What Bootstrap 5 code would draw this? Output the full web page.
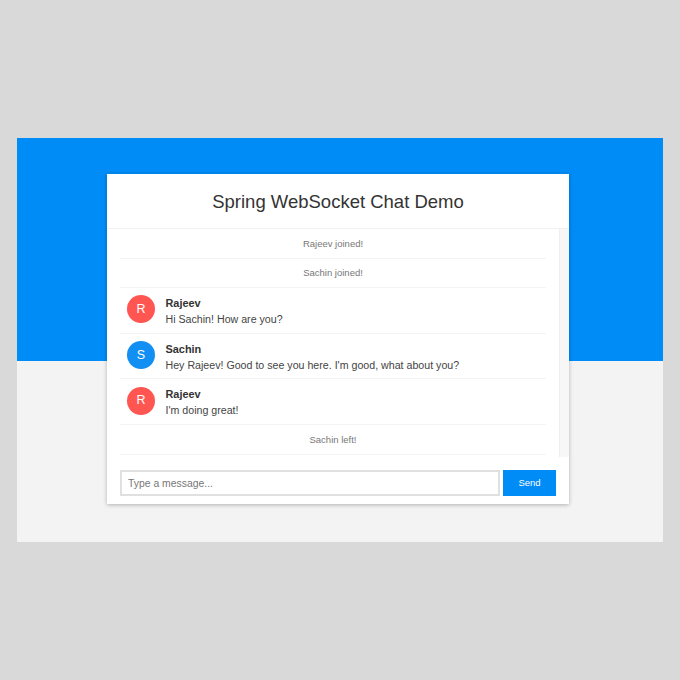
<!DOCTYPE html>
<html lang="en">
<head>
  <meta charset="UTF-8">
  <title>Spring WebSocket Chat Demo</title>
  <link href="https://cdn.jsdelivr.net/npm/bootstrap@5.3.0/dist/css/bootstrap.min.css" rel="stylesheet">
  <style>
    body {
      background-color: #d9d9d9;
      font-family: "Liberation Sans", Arial, sans-serif;
      color: #333;
    }
    .page-frame {
      margin: 138px 17px 0;
      height: 404px;
      padding: 36px 0 0 90px;
      background: linear-gradient(to bottom, #008cf7 223px, #f3f3f3 223px);
    }
    .chat-box {
      width: 462px;
      height: 330px;
      background-color: #fff;
      box-shadow: 0 1px 4px rgba(0, 0, 0, 0.27);
    }
    .chat-head {
      height: 55px;
      padding-top: 2px;
      border-bottom: 1px solid #f1f1f1;
    }
    .chat-head h2 {
      font-size: 18.5px;
      font-weight: 400;
      margin: 0;
      color: #333;
    }
    .chat-body {
      height: 228px;
    }
    .chat-list {
      padding: 0 13px;
      list-style: none;
      margin: 0;
    }
    .chat-track {
      width: 10px;
      background-color: #f7f7f7;
      border-left: 1px solid #eee;
    }
    .event-row {
      height: 29.6px;
      padding-top: 1px;
      border-bottom: 1px solid #f4f4f4;
      font-size: 9.5px;
      color: #777;
    }
    .msg-row {
      height: 45.6px;
      padding-left: 7px;
      gap: 10.5px;
      border-bottom: 1px solid #f4f4f4;
    }
    .avatar-dot {
      width: 28px;
      height: 28px;
      margin-bottom: 2px;
      border-radius: 50%;
      color: #fff;
      font-size: 12.5px;
    }
    .avatar-red { background-color: #ff5652; }
    .avatar-blue { background-color: #128ff2; }
    .msg-copy {
      padding-top: 1px;
    }
    .msg-name {
      font-size: 10.9px;
      font-weight: 700;
      line-height: 16px;
    }
    .msg-text {
      font-size: 10.65px;
      line-height: 16px;
      color: #444;
    }
    .chat-form {
      padding: 13px 13px 0;
      gap: 3px;
    }
    .msg-input {
      width: 380px;
      height: 26px;
      border: 2px solid #e0e0e0;
      border-radius: 0;
      padding: 0 6px;
      font-size: 10.4px;
    }
    .msg-input::placeholder { color: #777; }
    .send-btn {
      width: 53px;
      height: 26px;
      padding: 0;
      border: 0;
      border-radius: 0;
      background-color: #008cf7;
      color: #fff;
      font-size: 9.5px;
    }
  </style>
</head>
<body>
<div class="page-frame">
  <div class="chat-box">
    <div class="chat-head d-flex align-items-center justify-content-center">
      <h2>Spring WebSocket Chat Demo</h2>
    </div>
    <div class="chat-body d-flex">
      <ul class="chat-list flex-grow-1">
        <li class="event-row d-flex align-items-center justify-content-center">Rajeev joined!</li>
        <li class="event-row d-flex align-items-center justify-content-center">Sachin joined!</li>
        <li class="msg-row d-flex align-items-center">
          <span class="avatar-dot avatar-red d-flex align-items-center justify-content-center flex-shrink-0">R</span>
          <div class="msg-copy">
            <div class="msg-name">Rajeev</div>
            <div class="msg-text">Hi Sachin! How are you?</div>
          </div>
        </li>
        <li class="msg-row d-flex align-items-center">
          <span class="avatar-dot avatar-blue d-flex align-items-center justify-content-center flex-shrink-0">S</span>
          <div class="msg-copy">
            <div class="msg-name">Sachin</div>
            <div class="msg-text">Hey Rajeev! Good to see you here. I'm good, what about you?</div>
          </div>
        </li>
        <li class="msg-row d-flex align-items-center">
          <span class="avatar-dot avatar-red d-flex align-items-center justify-content-center flex-shrink-0">R</span>
          <div class="msg-copy">
            <div class="msg-name">Rajeev</div>
            <div class="msg-text">I'm doing great!</div>
          </div>
        </li>
        <li class="event-row d-flex align-items-center justify-content-center">Sachin left!</li>
      </ul>
      <div class="chat-track flex-shrink-0"></div>
    </div>
    <form class="chat-form d-flex">
      <input class="msg-input form-control" type="text" placeholder="Type a message...">
      <button class="send-btn btn btn-primary" type="button">Send</button>
    </form>
  </div>
</div>
<script src="https://cdn.jsdelivr.net/npm/bootstrap@5.3.0/dist/js/bootstrap.bundle.min.js"></script>
</body>
</html>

● Work required:
Leave the images out and output the remaining material exactly as it stands.

● Answer in full:
What Bootstrap 5 code would draw this? Output the full web page.
<!DOCTYPE html>
<html lang="en">
<head>
  <meta charset="UTF-8">
  <title>Spring WebSocket Chat Demo</title>
  <link href="https://cdn.jsdelivr.net/npm/bootstrap@5.3.0/dist/css/bootstrap.min.css" rel="stylesheet">
  <style>
    body {
      background-color: #d9d9d9;
      font-family: "Liberation Sans", Arial, sans-serif;
      color: #333;
    }
    .page-frame {
      margin: 138px 17px 0;
      height: 404px;
      padding: 36px 0 0 90px;
      background: linear-gradient(to bottom, #008cf7 223px, #f3f3f3 223px);
    }
    .chat-box {
      width: 462px;
      height: 330px;
      background-color: #fff;
      box-shadow: 0 1px 4px rgba(0, 0, 0, 0.27);
    }
    .chat-head {
      height: 55px;
      padding-top: 2px;
      border-bottom: 1px solid #f1f1f1;
    }
    .chat-head h2 {
      font-size: 18.5px;
      font-weight: 400;
      margin: 0;
      color: #333;
    }
    .chat-body {
      height: 228px;
    }
    .chat-list {
      padding: 0 13px;
      list-style: none;
      margin: 0;
    }
    .chat-track {
      width: 10px;
      background-color: #f7f7f7;
      border-left: 1px solid #eee;
    }
    .event-row {
      height: 29.6px;
      padding-top: 1px;
      border-bottom: 1px solid #f4f4f4;
      font-size: 9.5px;
      color: #777;
    }
    .msg-row {
      height: 45.6px;
      padding-left: 7px;
      gap: 10.5px;
      border-bottom: 1px solid #f4f4f4;
    }
    .avatar-dot {
      width: 28px;
      height: 28px;
      margin-bottom: 2px;
      border-radius: 50%;
      color: #fff;
      font-size: 12.5px;
    }
    .avatar-red { background-color: #ff5652; }
    .avatar-blue { background-color: #128ff2; }
    .msg-copy {
      padding-top: 1px;
    }
    .msg-name {
      font-size: 10.9px;
      font-weight: 700;
      line-height: 16px;
    }
    .msg-text {
      font-size: 10.65px;
      line-height: 16px;
      color: #444;
    }
    .chat-form {
      padding: 13px 13px 0;
      gap: 3px;
    }
    .msg-input {
      width: 380px;
      height: 26px;
      border: 2px solid #e0e0e0;
      border-radius: 0;
      padding: 0 6px;
      font-size: 10.4px;
    }
    .msg-input::placeholder { color: #777; }
    .send-btn {
      width: 53px;
      height: 26px;
      padding: 0;
      border: 0;
      border-radius: 0;
      background-color: #008cf7;
      color: #fff;
      font-size: 9.5px;
    }
  </style>
</head>
<body>
<div class="page-frame">
  <div class="chat-box">
    <div class="chat-head d-flex align-items-center justify-content-center">
      <h2>Spring WebSocket Chat Demo</h2>
    </div>
    <div class="chat-body d-flex">
      <ul class="chat-list flex-grow-1">
        <li class="event-row d-flex align-items-center justify-content-center">Rajeev joined!</li>
        <li class="event-row d-flex align-items-center justify-content-center">Sachin joined!</li>
        <li class="msg-row d-flex align-items-center">
          <span class="avatar-dot avatar-red d-flex align-items-center justify-content-center flex-shrink-0">R</span>
          <div class="msg-copy">
            <div class="msg-name">Rajeev</div>
            <div class="msg-text">Hi Sachin! How are you?</div>
          </div>
        </li>
        <li class="msg-row d-flex align-items-center">
          <span class="avatar-dot avatar-blue d-flex align-items-center justify-content-center flex-shrink-0">S</span>
          <div class="msg-copy">
            <div class="msg-name">Sachin</div>
            <div class="msg-text">Hey Rajeev! Good to see you here. I'm good, what about you?</div>
          </div>
        </li>
        <li class="msg-row d-flex align-items-center">
          <span class="avatar-dot avatar-red d-flex align-items-center justify-content-center flex-shrink-0">R</span>
          <div class="msg-copy">
            <div class="msg-name">Rajeev</div>
            <div class="msg-text">I'm doing great!</div>
          </div>
        </li>
        <li class="event-row d-flex align-items-center justify-content-center">Sachin left!</li>
      </ul>
      <div class="chat-track flex-shrink-0"></div>
    </div>
    <form class="chat-form d-flex">
      <input class="msg-input form-control" type="text" placeholder="Type a message...">
      <button class="send-btn btn btn-primary" type="button">Send</button>
    </form>
  </div>
</div>
<script src="https://cdn.jsdelivr.net/npm/bootstrap@5.3.0/dist/js/bootstrap.bundle.min.js"></script>
</body>
</html>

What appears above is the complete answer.